The value proposition of Hadoop for most organizations is that it provides a low-cost way to keep large volumes of data online and creates a framework for analyzing that data to uncover new value drivers in their business.  However, Hadoop is not the silver bullet for Big Data; Hadoop is a storage substrate and a set of really handy tools that allow us to ingest, process, exploit, disseminate, and archive data very effectively.  Its value, whether deployed on Isilon or in physical servers, is more in its adoption as a standard framework for analyzing unstructured data and how that framework is being integrated with by so many other really interesting and useful data technologies.  That’s the power of Hadoop, the ecosystem of knowledge and integrated tools.  Hadoop has a ton of promise because of the scale of data we might collect and analyze in a cost effective manner, but for many companies, Hadoop environments lack many of the critical capabilities that enterprise IT has come to expect from every other application stack in the data center.
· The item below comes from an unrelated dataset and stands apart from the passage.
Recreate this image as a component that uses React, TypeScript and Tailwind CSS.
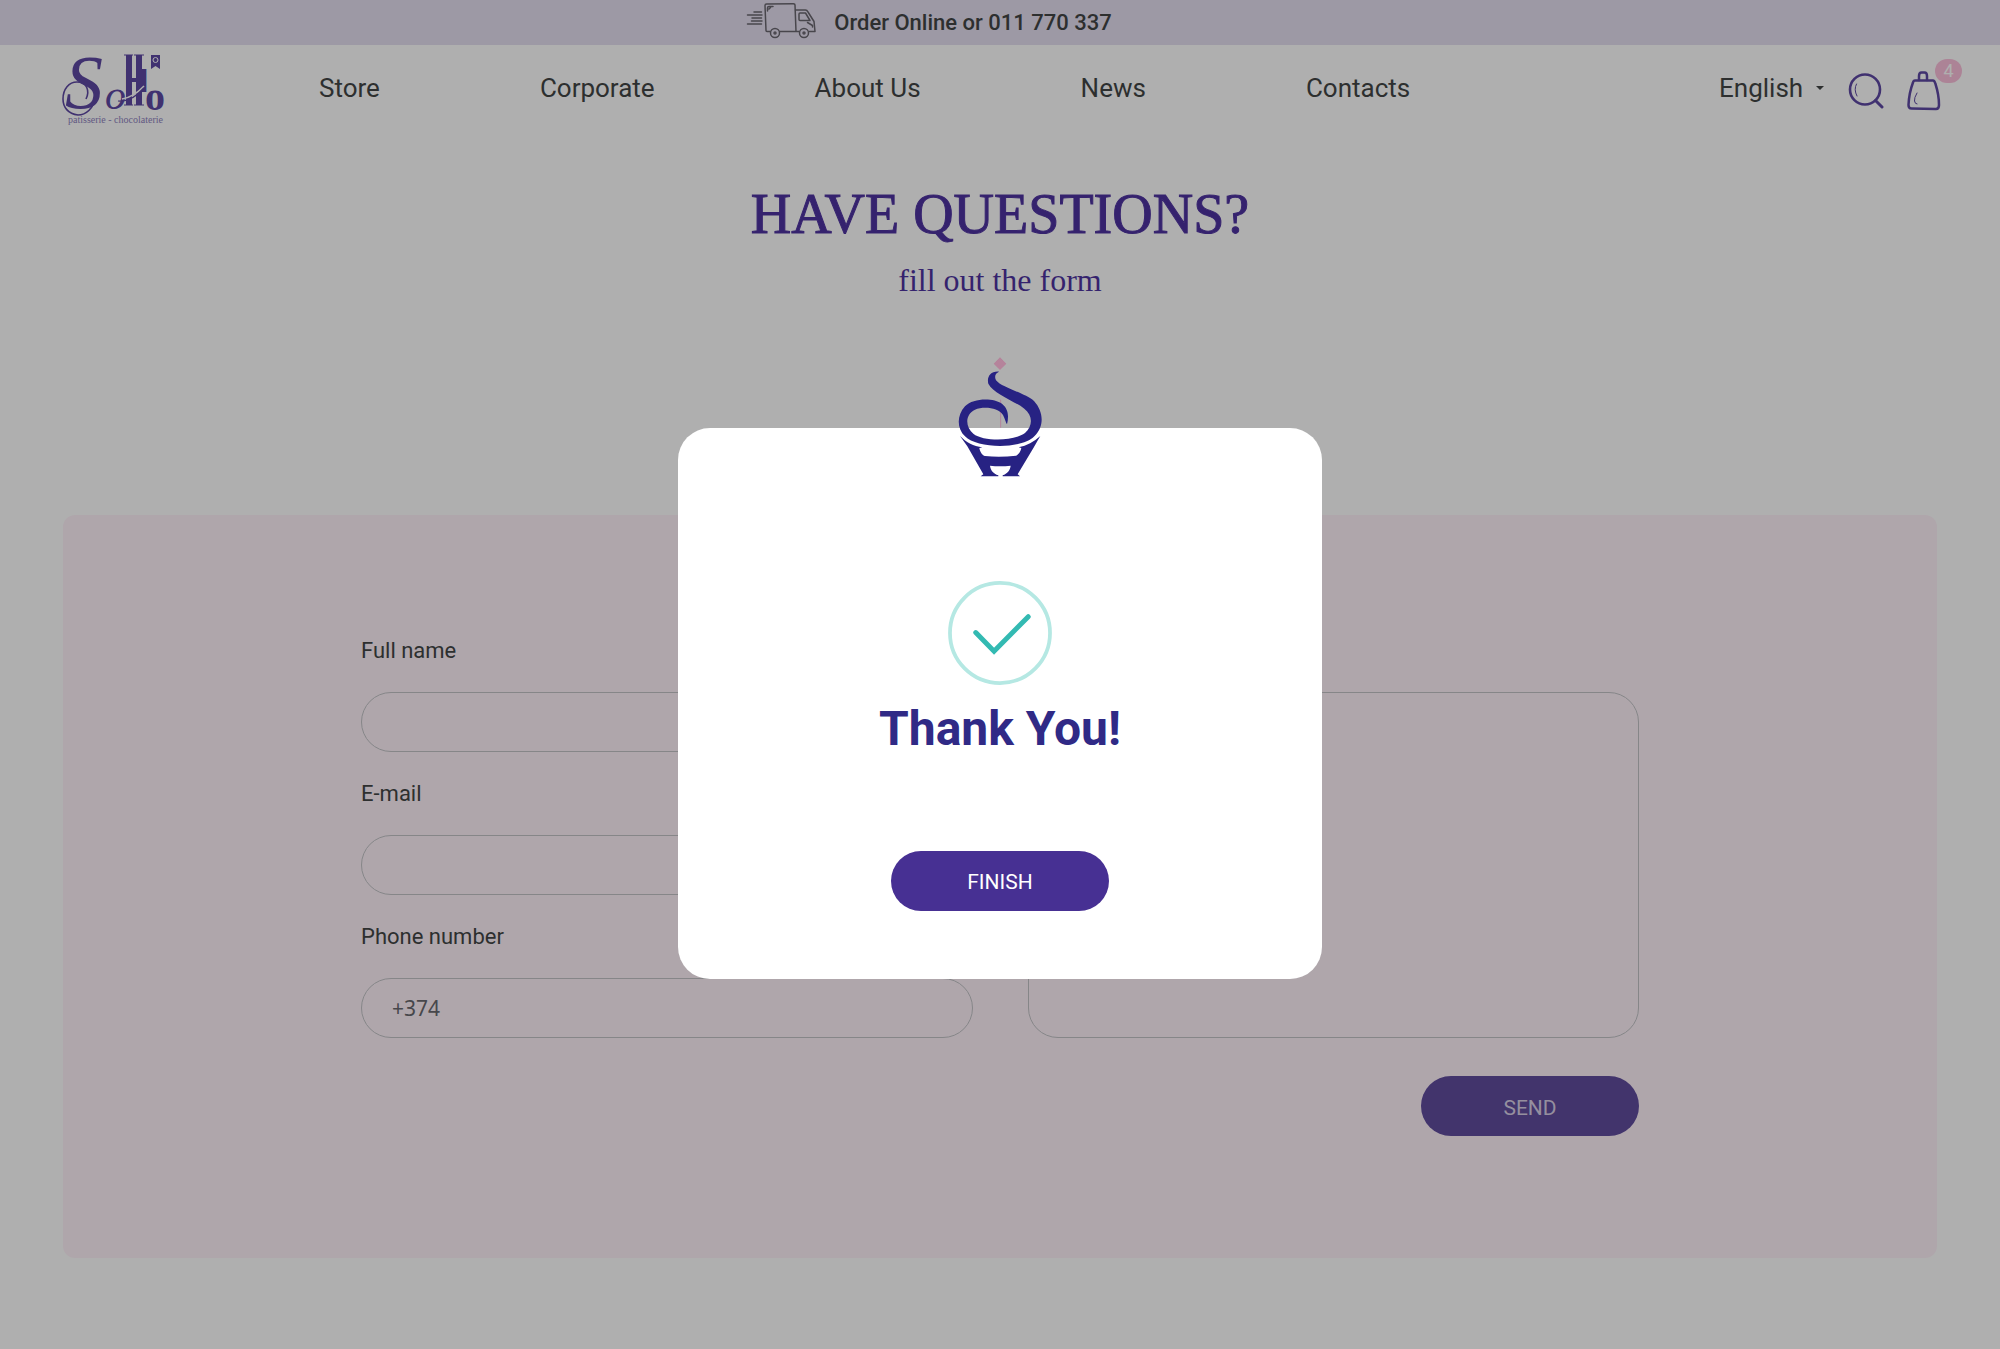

For the last ten years, many IT professionals have operated with a few enterprise IT standard, with regards to designing infrastructure to support critical business applications:

  • Disaster Recovery and High Availability
    • Applications and Data must be protected from accidental deletion, application corruption, and site disasters so that business can continue, even when infrastructure fails, which it does regularly.  This can include backups, replication, and off-site retention.
  • Security and Compliance
    • Applications and data must be secured from unwarranted access, both internally and externally.  It must be retained to meet regulatory compliance and that must be verifiable to the regulating bodies.
  • Virtualize-First
    • Applications and data must be virtualized, not only for efficiency, but for mobility and scalability as well.
  • Consolidate. Consolidate. Consolidate.
    • Applications and data must be consolidated to run on as small of an infrastructure as is responsible so as to avoid unnecessary expenses for energy, real estate, maintenance, and licensing.
  • Scalability and Efficiency
    • Applications and data must reside on infrastructure that is easily scalable to meet the increasing demands on IT, without increasing complexity.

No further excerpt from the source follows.